AffectiveLens is an end-to-end AI project for emotion detection. This system uses state-of-the-art DistilBERT Transformer embeddings to understand text nuances. It trains and benchmarks 6 machine learning models to accurately classify sentiment as positive, negative, or neutral, demonstrating a complete and robust NLP pipeline.
This project implements a full data science pipeline to tackle the problem of emotion detection in text, a key task in the field of Affective Computing and Natural Language Processing. It leverages the state-of-the-art DistilBERT model from Hugging Face to generate rich, contextual embeddings from raw text data.
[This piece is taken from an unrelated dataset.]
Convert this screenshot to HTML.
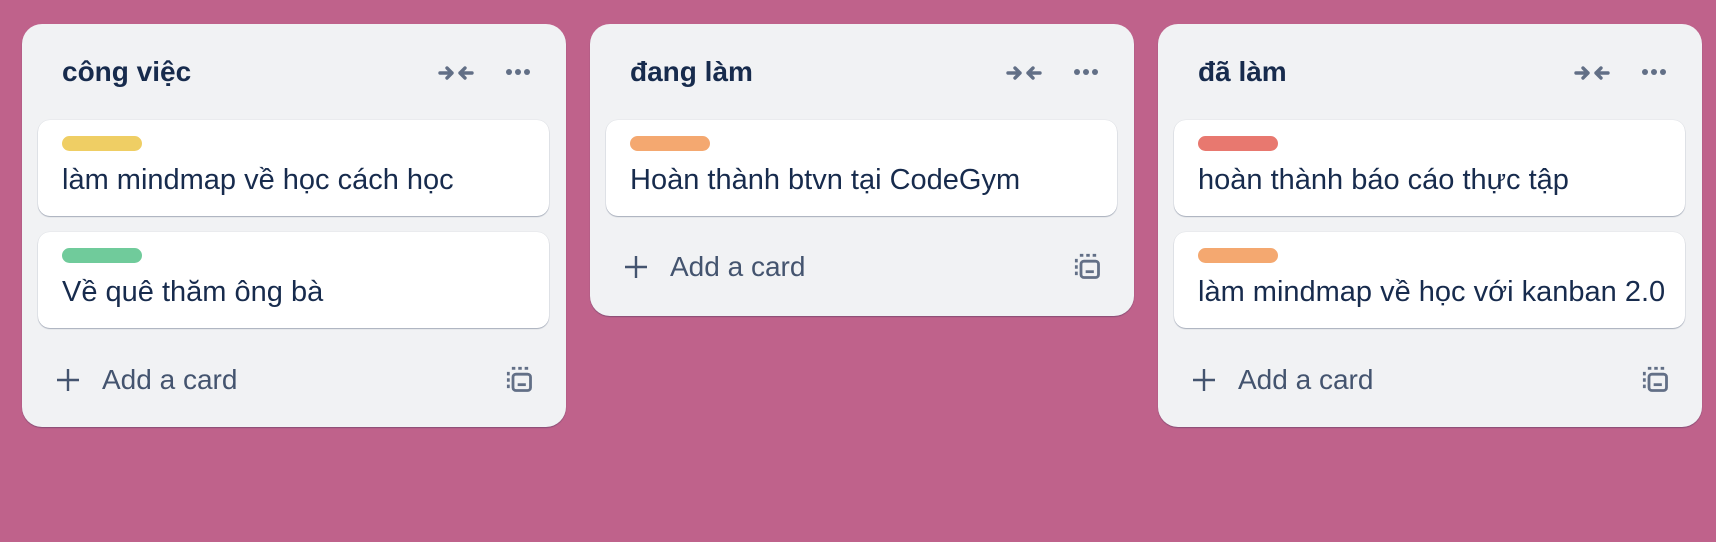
<!DOCTYPE html>
<html><head><meta charset="utf-8"><style>
*{box-sizing:border-box;margin:0;padding:0}
body{width:1716px;height:542px;background:#bf628b;font-family:"Liberation Sans",sans-serif;position:relative;overflow:hidden}
.col{position:absolute;top:24px;width:544px;background:#f1f2f4;border-radius:20px;box-shadow:0 1px 1px rgba(9,30,66,.3)}
.title{position:absolute;left:40px;top:32px;font-size:28px;font-weight:bold;color:#172b4d}
.ic{position:absolute;top:40px}
.card{position:absolute;left:16px;width:511px;height:96px;background:#fff;border-radius:12px;box-shadow:0 1px 1px rgba(9,30,66,.3),0 0 1px rgba(9,30,66,.2)}
.lab{position:absolute;left:24px;top:16px;width:80px;height:15px;border-radius:8px}
.txt{position:absolute;left:24px;top:44px;font-size:29px;color:#172b4d;white-space:nowrap}
.add{position:absolute;left:34px;font-size:28px;color:#44546f;height:32px;line-height:32px}
.add span{margin-left:22px}
.tpl{position:absolute;right:32px}
</style></head><body>

<div class="col" style="left:22px;height:403px">
  <div class="title">công việc</div>
  <svg class="ic" style="left:415px" width="38" height="18" viewBox="0 0 38 18" fill="none" stroke="#626f86" stroke-width="3.4" stroke-linecap="round" stroke-linejoin="round"><path d="M3 9h12M10 4l5 5-5 5M35 9H23M28 4l-5 5 5 5"/></svg>
  <svg class="ic" style="left:483px;top:44px" width="26" height="8" viewBox="0 0 26 8" fill="#626f86"><circle cx="4" cy="4" r="3"/><circle cx="13" cy="4" r="3"/><circle cx="22" cy="4" r="3"/></svg>
  <div class="card" style="top:96px"><div class="lab" style="background:#efce64"></div><div class="txt">làm mindmap về học cách học</div></div>
  <div class="card" style="top:208px"><div class="lab" style="background:#70cb9b"></div><div class="txt">Về quê thăm ông bà</div></div>
  <div class="add" style="top:340px"><svg width="24" height="24" viewBox="0 0 24 24" stroke="#44546f" stroke-width="2.4" style="vertical-align:-3px"><path d="M12 1v22M1 12h22"/></svg><span>Add a card</span></div>
  <svg class="tpl" style="top:342px" width="28" height="28" viewBox="0 0 24 24" fill="none" stroke="#626f86" stroke-width="2.4"><path d="M2 19V5M5 2h14" stroke-dasharray="3 2.5"/><rect x="6" y="7" width="15" height="14" rx="2.5"/><path d="M10 16h7"/></svg>
</div>

<div class="col" style="left:590px;height:292px">
  <div class="title">đang làm</div>
  <svg class="ic" style="left:415px" width="38" height="18" viewBox="0 0 38 18" fill="none" stroke="#626f86" stroke-width="3.4" stroke-linecap="round" stroke-linejoin="round"><path d="M3 9h12M10 4l5 5-5 5M35 9H23M28 4l-5 5 5 5"/></svg>
  <svg class="ic" style="left:483px;top:44px" width="26" height="8" viewBox="0 0 26 8" fill="#626f86"><circle cx="4" cy="4" r="3"/><circle cx="13" cy="4" r="3"/><circle cx="22" cy="4" r="3"/></svg>
  <div class="card" style="top:96px"><div class="lab" style="background:#f4a870"></div><div class="txt">Hoàn thành btvn tại CodeGym</div></div>
  <div class="add" style="top:227px"><svg width="24" height="24" viewBox="0 0 24 24" stroke="#44546f" stroke-width="2.4" style="vertical-align:-3px"><path d="M12 1v22M1 12h22"/></svg><span>Add a card</span></div>
  <svg class="tpl" style="top:229px" width="28" height="28" viewBox="0 0 24 24" fill="none" stroke="#626f86" stroke-width="2.4"><path d="M2 19V5M5 2h14" stroke-dasharray="3 2.5"/><rect x="6" y="7" width="15" height="14" rx="2.5"/><path d="M10 16h7"/></svg>
</div>

<div class="col" style="left:1158px;height:403px">
  <div class="title">đã làm</div>
  <svg class="ic" style="left:415px" width="38" height="18" viewBox="0 0 38 18" fill="none" stroke="#626f86" stroke-width="3.4" stroke-linecap="round" stroke-linejoin="round"><path d="M3 9h12M10 4l5 5-5 5M35 9H23M28 4l-5 5 5 5"/></svg>
  <svg class="ic" style="left:483px;top:44px" width="26" height="8" viewBox="0 0 26 8" fill="#626f86"><circle cx="4" cy="4" r="3"/><circle cx="13" cy="4" r="3"/><circle cx="22" cy="4" r="3"/></svg>
  <div class="card" style="top:96px"><div class="lab" style="background:#e8786f"></div><div class="txt">hoàn thành báo cáo thực tập</div></div>
  <div class="card" style="top:208px"><div class="lab" style="background:#f4a870"></div><div class="txt">làm mindmap về học với kanban 2.0</div></div>
  <div class="add" style="top:340px"><svg width="24" height="24" viewBox="0 0 24 24" stroke="#44546f" stroke-width="2.4" style="vertical-align:-3px"><path d="M12 1v22M1 12h22"/></svg><span>Add a card</span></div>
  <svg class="tpl" style="top:342px" width="28" height="28" viewBox="0 0 24 24" fill="none" stroke="#626f86" stroke-width="2.4"><path d="M2 19V5M5 2h14" stroke-dasharray="3 2.5"/><rect x="6" y="7" width="15" height="14" rx="2.5"/><path d="M10 16h7"/></svg>
</div>

</body></html>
These embeddings serve as high-quality features to train and evaluate a suite of powerful classifiers—from Logistic Regression and SVMs to advanced gradient-boosted ensembles like LightGBM and XGBoost—to find the optimal model for the task.
The final result is a robust classifier that can accurately predict the emotional valence of new, unseen text, along with a deployable prediction function that encapsulates the entire workflow.
- State-of-the-Art Embeddings: Utilizes the
distilbert-base-uncased
model for high-quality contextual text representation. - Comprehensive Model Comparison: Trains and evaluates 6 different machine learning algorithms in a "gauntlet" style to empirically determine the best performer.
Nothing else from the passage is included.